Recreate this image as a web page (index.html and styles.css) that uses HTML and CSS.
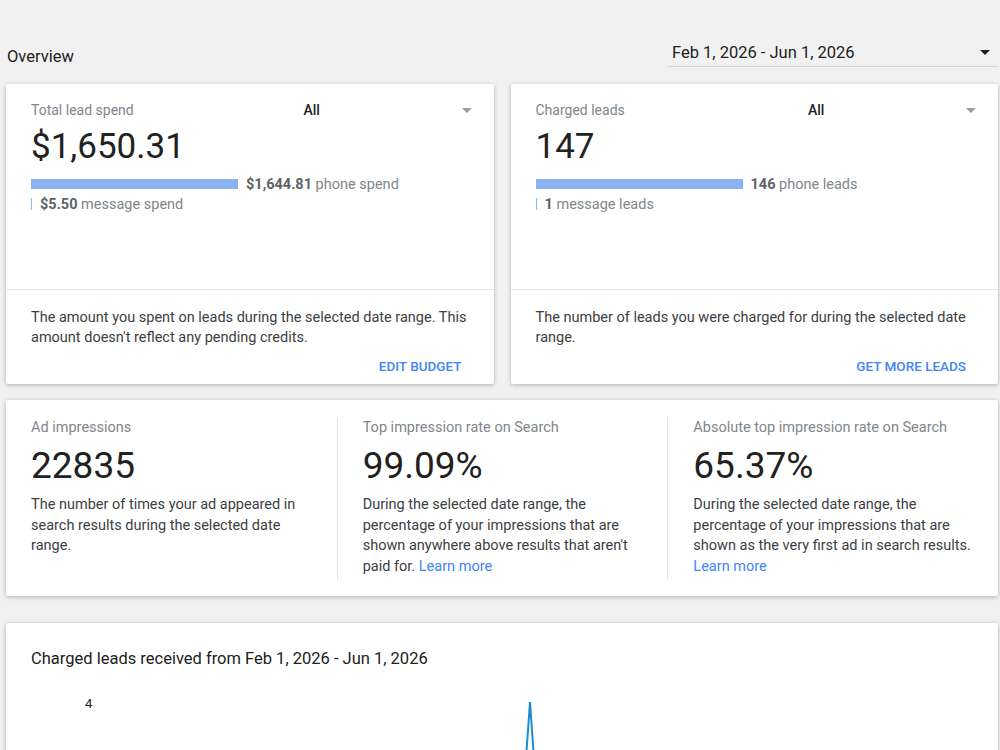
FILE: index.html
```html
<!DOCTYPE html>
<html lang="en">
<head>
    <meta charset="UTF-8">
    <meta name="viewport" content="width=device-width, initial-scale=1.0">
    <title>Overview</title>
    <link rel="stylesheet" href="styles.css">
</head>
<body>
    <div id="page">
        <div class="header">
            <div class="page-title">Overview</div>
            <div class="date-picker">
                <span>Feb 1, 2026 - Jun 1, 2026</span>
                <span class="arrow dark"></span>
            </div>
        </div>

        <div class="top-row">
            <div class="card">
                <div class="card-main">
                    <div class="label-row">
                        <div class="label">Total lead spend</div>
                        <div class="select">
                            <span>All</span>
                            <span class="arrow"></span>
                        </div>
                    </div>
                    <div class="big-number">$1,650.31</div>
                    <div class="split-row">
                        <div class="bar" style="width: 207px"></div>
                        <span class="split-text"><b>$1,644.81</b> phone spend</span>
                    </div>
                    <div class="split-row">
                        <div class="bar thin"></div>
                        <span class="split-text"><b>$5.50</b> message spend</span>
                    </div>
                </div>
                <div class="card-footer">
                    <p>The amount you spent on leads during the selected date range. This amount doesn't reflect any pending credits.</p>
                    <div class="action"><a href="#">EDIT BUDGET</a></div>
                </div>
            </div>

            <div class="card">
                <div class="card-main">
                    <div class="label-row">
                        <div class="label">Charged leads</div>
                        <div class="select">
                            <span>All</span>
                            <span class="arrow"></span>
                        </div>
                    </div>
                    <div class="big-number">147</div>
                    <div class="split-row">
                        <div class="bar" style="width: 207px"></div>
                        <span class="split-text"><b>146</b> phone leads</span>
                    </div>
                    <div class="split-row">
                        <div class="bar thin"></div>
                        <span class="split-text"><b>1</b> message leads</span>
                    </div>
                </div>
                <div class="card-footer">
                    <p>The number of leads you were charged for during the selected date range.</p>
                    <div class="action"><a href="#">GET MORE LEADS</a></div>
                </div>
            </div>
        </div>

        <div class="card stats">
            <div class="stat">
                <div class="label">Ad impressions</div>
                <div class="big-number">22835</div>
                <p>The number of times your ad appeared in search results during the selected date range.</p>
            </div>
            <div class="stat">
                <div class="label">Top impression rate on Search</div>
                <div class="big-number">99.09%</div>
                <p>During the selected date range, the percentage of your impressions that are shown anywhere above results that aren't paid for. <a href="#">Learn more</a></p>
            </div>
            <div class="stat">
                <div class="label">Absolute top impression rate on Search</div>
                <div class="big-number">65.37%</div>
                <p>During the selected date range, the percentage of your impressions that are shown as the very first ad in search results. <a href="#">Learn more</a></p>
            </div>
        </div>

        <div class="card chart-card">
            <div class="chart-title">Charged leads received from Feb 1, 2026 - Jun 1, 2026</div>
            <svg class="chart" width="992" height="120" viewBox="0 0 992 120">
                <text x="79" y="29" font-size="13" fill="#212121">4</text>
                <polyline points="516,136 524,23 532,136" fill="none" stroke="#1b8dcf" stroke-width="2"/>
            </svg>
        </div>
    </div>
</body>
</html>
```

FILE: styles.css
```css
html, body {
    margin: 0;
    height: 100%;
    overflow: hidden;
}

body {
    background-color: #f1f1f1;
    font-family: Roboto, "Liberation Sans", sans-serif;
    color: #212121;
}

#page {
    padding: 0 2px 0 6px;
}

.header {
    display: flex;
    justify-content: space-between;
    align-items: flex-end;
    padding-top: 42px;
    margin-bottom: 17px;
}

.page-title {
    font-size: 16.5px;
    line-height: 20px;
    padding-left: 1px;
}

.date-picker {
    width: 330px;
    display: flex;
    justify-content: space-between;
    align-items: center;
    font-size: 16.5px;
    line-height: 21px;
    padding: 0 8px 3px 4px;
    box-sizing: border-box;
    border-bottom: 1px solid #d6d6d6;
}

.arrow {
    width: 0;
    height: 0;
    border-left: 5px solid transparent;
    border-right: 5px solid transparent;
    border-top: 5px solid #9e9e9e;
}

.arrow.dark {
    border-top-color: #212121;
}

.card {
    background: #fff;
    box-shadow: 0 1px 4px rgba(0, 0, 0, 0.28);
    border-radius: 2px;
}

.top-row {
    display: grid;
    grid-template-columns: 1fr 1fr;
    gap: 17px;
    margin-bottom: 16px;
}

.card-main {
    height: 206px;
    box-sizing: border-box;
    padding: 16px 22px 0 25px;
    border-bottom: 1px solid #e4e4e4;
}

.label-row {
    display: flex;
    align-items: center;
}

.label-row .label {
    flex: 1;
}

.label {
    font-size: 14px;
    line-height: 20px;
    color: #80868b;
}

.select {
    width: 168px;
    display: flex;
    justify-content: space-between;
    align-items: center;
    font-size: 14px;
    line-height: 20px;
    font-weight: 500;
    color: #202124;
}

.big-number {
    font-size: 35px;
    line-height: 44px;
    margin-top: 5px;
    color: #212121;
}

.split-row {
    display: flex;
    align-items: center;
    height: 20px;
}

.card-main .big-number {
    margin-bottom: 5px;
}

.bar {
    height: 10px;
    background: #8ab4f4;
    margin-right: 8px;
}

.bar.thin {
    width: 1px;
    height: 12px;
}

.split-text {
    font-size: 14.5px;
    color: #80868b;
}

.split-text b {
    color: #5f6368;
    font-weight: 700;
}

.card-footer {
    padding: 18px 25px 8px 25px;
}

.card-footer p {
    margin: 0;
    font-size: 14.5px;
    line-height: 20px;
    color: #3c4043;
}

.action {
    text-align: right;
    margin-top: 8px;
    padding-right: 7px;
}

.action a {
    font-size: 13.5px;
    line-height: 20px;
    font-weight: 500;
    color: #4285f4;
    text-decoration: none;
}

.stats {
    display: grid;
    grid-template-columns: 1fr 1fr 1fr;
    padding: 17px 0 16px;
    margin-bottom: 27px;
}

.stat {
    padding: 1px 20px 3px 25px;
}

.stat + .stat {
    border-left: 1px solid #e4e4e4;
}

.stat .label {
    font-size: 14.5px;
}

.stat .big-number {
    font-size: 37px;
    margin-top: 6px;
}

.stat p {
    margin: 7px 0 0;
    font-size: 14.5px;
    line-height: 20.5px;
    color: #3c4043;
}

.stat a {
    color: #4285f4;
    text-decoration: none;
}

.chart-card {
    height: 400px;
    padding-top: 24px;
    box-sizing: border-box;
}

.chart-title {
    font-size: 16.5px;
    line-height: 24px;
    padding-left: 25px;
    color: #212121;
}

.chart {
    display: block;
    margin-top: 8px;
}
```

-- -- --

◆ Problem description ◆
Leaving out the pictures, repeat the data above exactly.

◆ Full answer ◆
Recreate this image as a web page (index.html and styles.css) that uses HTML and CSS.
FILE: index.html
```html
<!DOCTYPE html>
<html lang="en">
<head>
    <meta charset="UTF-8">
    <meta name="viewport" content="width=device-width, initial-scale=1.0">
    <title>Overview</title>
    <link rel="stylesheet" href="styles.css">
</head>
<body>
    <div id="page">
        <div class="header">
            <div class="page-title">Overview</div>
            <div class="date-picker">
                <span>Feb 1, 2026 - Jun 1, 2026</span>
                <span class="arrow dark"></span>
            </div>
        </div>

        <div class="top-row">
            <div class="card">
                <div class="card-main">
                    <div class="label-row">
                        <div class="label">Total lead spend</div>
                        <div class="select">
                            <span>All</span>
                            <span class="arrow"></span>
                        </div>
                    </div>
                    <div class="big-number">$1,650.31</div>
                    <div class="split-row">
                        <div class="bar" style="width: 207px"></div>
                        <span class="split-text"><b>$1,644.81</b> phone spend</span>
                    </div>
                    <div class="split-row">
                        <div class="bar thin"></div>
                        <span class="split-text"><b>$5.50</b> message spend</span>
                    </div>
                </div>
                <div class="card-footer">
                    <p>The amount you spent on leads during the selected date range. This amount doesn't reflect any pending credits.</p>
                    <div class="action"><a href="#">EDIT BUDGET</a></div>
                </div>
            </div>

            <div class="card">
                <div class="card-main">
                    <div class="label-row">
                        <div class="label">Charged leads</div>
                        <div class="select">
                            <span>All</span>
                            <span class="arrow"></span>
                        </div>
                    </div>
                    <div class="big-number">147</div>
                    <div class="split-row">
                        <div class="bar" style="width: 207px"></div>
                        <span class="split-text"><b>146</b> phone leads</span>
                    </div>
                    <div class="split-row">
                        <div class="bar thin"></div>
                        <span class="split-text"><b>1</b> message leads</span>
                    </div>
                </div>
                <div class="card-footer">
                    <p>The number of leads you were charged for during the selected date range.</p>
                    <div class="action"><a href="#">GET MORE LEADS</a></div>
                </div>
            </div>
        </div>

        <div class="card stats">
            <div class="stat">
                <div class="label">Ad impressions</div>
                <div class="big-number">22835</div>
                <p>The number of times your ad appeared in search results during the selected date range.</p>
            </div>
            <div class="stat">
                <div class="label">Top impression rate on Search</div>
                <div class="big-number">99.09%</div>
                <p>During the selected date range, the percentage of your impressions that are shown anywhere above results that aren't paid for. <a href="#">Learn more</a></p>
            </div>
            <div class="stat">
                <div class="label">Absolute top impression rate on Search</div>
                <div class="big-number">65.37%</div>
                <p>During the selected date range, the percentage of your impressions that are shown as the very first ad in search results. <a href="#">Learn more</a></p>
            </div>
        </div>

        <div class="card chart-card">
            <div class="chart-title">Charged leads received from Feb 1, 2026 - Jun 1, 2026</div>
            <svg class="chart" width="992" height="120" viewBox="0 0 992 120">
                <text x="79" y="29" font-size="13" fill="#212121">4</text>
                <polyline points="516,136 524,23 532,136" fill="none" stroke="#1b8dcf" stroke-width="2"/>
            </svg>
        </div>
    </div>
</body>
</html>
```

FILE: styles.css
```css
html, body {
    margin: 0;
    height: 100%;
    overflow: hidden;
}

body {
    background-color: #f1f1f1;
    font-family: Roboto, "Liberation Sans", sans-serif;
    color: #212121;
}

#page {
    padding: 0 2px 0 6px;
}

.header {
    display: flex;
    justify-content: space-between;
    align-items: flex-end;
    padding-top: 42px;
    margin-bottom: 17px;
}

.page-title {
    font-size: 16.5px;
    line-height: 20px;
    padding-left: 1px;
}

.date-picker {
    width: 330px;
    display: flex;
    justify-content: space-between;
    align-items: center;
    font-size: 16.5px;
    line-height: 21px;
    padding: 0 8px 3px 4px;
    box-sizing: border-box;
    border-bottom: 1px solid #d6d6d6;
}

.arrow {
    width: 0;
    height: 0;
    border-left: 5px solid transparent;
    border-right: 5px solid transparent;
    border-top: 5px solid #9e9e9e;
}

.arrow.dark {
    border-top-color: #212121;
}

.card {
    background: #fff;
    box-shadow: 0 1px 4px rgba(0, 0, 0, 0.28);
    border-radius: 2px;
}

.top-row {
    display: grid;
    grid-template-columns: 1fr 1fr;
    gap: 17px;
    margin-bottom: 16px;
}

.card-main {
    height: 206px;
    box-sizing: border-box;
    padding: 16px 22px 0 25px;
    border-bottom: 1px solid #e4e4e4;
}

.label-row {
    display: flex;
    align-items: center;
}

.label-row .label {
    flex: 1;
}

.label {
    font-size: 14px;
    line-height: 20px;
    color: #80868b;
}

.select {
    width: 168px;
    display: flex;
    justify-content: space-between;
    align-items: center;
    font-size: 14px;
    line-height: 20px;
    font-weight: 500;
    color: #202124;
}

.big-number {
    font-size: 35px;
    line-height: 44px;
    margin-top: 5px;
    color: #212121;
}

.split-row {
    display: flex;
    align-items: center;
    height: 20px;
}

.card-main .big-number {
    margin-bottom: 5px;
}

.bar {
    height: 10px;
    background: #8ab4f4;
    margin-right: 8px;
}

.bar.thin {
    width: 1px;
    height: 12px;
}

.split-text {
    font-size: 14.5px;
    color: #80868b;
}

.split-text b {
    color: #5f6368;
    font-weight: 700;
}

.card-footer {
    padding: 18px 25px 8px 25px;
}

.card-footer p {
    margin: 0;
    font-size: 14.5px;
    line-height: 20px;
    color: #3c4043;
}

.action {
    text-align: right;
    margin-top: 8px;
    padding-right: 7px;
}

.action a {
    font-size: 13.5px;
    line-height: 20px;
    font-weight: 500;
    color: #4285f4;
    text-decoration: none;
}

.stats {
    display: grid;
    grid-template-columns: 1fr 1fr 1fr;
    padding: 17px 0 16px;
    margin-bottom: 27px;
}

.stat {
    padding: 1px 20px 3px 25px;
}

.stat + .stat {
    border-left: 1px solid #e4e4e4;
}

.stat .label {
    font-size: 14.5px;
}

.stat .big-number {
    font-size: 37px;
    margin-top: 6px;
}

.stat p {
    margin: 7px 0 0;
    font-size: 14.5px;
    line-height: 20.5px;
    color: #3c4043;
}

.stat a {
    color: #4285f4;
    text-decoration: none;
}

.chart-card {
    height: 400px;
    padding-top: 24px;
    box-sizing: border-box;
}

.chart-title {
    font-size: 16.5px;
    line-height: 24px;
    padding-left: 25px;
    color: #212121;
}

.chart {
    display: block;
    margin-top: 8px;
}
```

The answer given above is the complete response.